Prospective salt and basalt provinces also present a huge challenge to seismic's ability to image below or adjacent to such hard lithology. The fact that seismic struggles to properly position the base of salt or basalt due to refraction and scatter makes it difficult to build an effective velocity model, which is critical to imaging capability.
In such cases, 3D CSEM surveys can play a key role in complementing seismic and providing an independent, highly reliable geological measurement that supports seismic data.

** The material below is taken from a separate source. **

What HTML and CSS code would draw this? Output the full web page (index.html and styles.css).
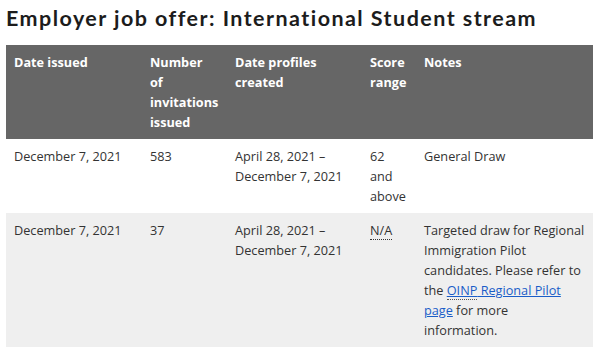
FILE: index.html
```html
<!DOCTYPE html>
<html lang="en">
<head>
  <meta charset="UTF-8" />
  <title>Employer job offer: International Student stream</title>
  <link rel="stylesheet" href="styles.css">
</head>
<body>
  <div class="container">
    <h2 class="stream-title">Employer job offer: International Student stream</h2>

    <table class="draws">
      <thead>
        <tr>
          <th class="col-issued">Date issued</th>
          <th class="col-number">Number of invitations issued</th>
          <th class="col-created">Date profiles created</th>
          <th class="col-score">Score range</th>
          <th class="col-notes">Notes</th>
        </tr>
      </thead>
      <tbody>
        <tr>
          <td>December 7, 2021</td>
          <td>583</td>
          <td>April 28, 2021 – December 7, 2021</td>
          <td>62 and above</td>
          <td class="notes">General Draw</td>
        </tr>
        <tr class="alt">
          <td>December 7, 2021</td>
          <td>37</td>
          <td>April 28, 2021 – December 7, 2021</td>
          <td><abbr title="Not applicable">N/A</abbr></td>
          <td class="notes">Targeted draw for Regional Immigration Pilot candidates. Please refer to the <a href="#"><abbr title="Ontario Immigrant Nominee Program">OINP</abbr> Regional Pilot page</a> for more information.</td>
        </tr>
      </tbody>
    </table>
  </div>
</body>
</html>
```

FILE: styles.css
```css
body {
  margin: 0;
  padding: 0;
  background-color: #fff;
  font-family: 'Open Sans', sans-serif;
  font-size: 12.7px;
  color: #333;
}

.container {
  padding: 0 6px;
}

.stream-title {
  font-family: Lato, 'Open Sans', sans-serif;
  font-weight: 700;
  font-size: 21.5px;
  letter-spacing: 1.45px;
  color: #1c1c1c;
  margin: 3px 0 12px;
  line-height: 30px;
}

.draws {
  width: 587px;
  border-collapse: collapse;
  table-layout: fixed;
}

.draws th,
.draws td {
  box-sizing: border-box;
  text-align: left;
  vertical-align: top;
  padding: 7px 8px;
  line-height: 20px;
}

.draws th {
  background-color: #666;
  color: #fff;
  font-weight: 700;
}

.draws .col-issued { width: 136px; }
.draws .col-number { width: 85px; padding-right: 14px; }
.draws .col-created { width: 135px; }
.draws .col-score { width: 54px; }
.draws .col-notes { width: auto; }

.draws td.notes {
  padding-right: 8.6px;
}

.draws tr.alt td {
  background-color: #efefef;
}

.draws abbr {
  text-decoration: none;
  border-bottom: 1px dotted #333;
}

.draws a {
  color: #1a5dc8;
  text-decoration: underline;
}

.draws a abbr {
  border-bottom-color: #555;
}
```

EM measures and is subsequently unperturbed by the scatter and refraction that causes seismic such difficulties and can affect velocity models. In salt and basalt provinces, the base of the salt/basalt can be accurately derived by CSEM surveys through the change in resistance and then applied to the velocity model to improve the quality of the migrated seismic image.
EM's structural imaging capabilities have been applied to some of the world's most difficult to image salt and basalt areas, such as the Gulf of Mexico, Brazil, west of Shetland, and the Red Sea.
|Resistivity map from the Alaminos Canyon area.|
3D CSEM surveys and data have an important place in the exploration workflow, working with seismic, petrophysical, and geologic data to develop a geological model as close to reality as possible.
Understanding that it is not always easy to bring new measurements into already robust workflows, EMGS has developed workflows and tools that can be used by operators to quickly and accurately assess the sensitivity of their prospects to EM and quantify volumes.
3D CSEM results can be incorporated into the exploration workflow and integrated with seismic and well log data to support both area net thickness, and the probability of success from structural and stratigraphic information.
Changing the exploration landscape
While seismic is a given in offshore exploration, it is only by accessing a variety of different data sources and technologies that a complete picture of the subsurface and its economic potential and risk can be developed.
3D CSEM measurements today are changing the exploration landscape – delivering improved volume estimations and ultimately, improved economic success.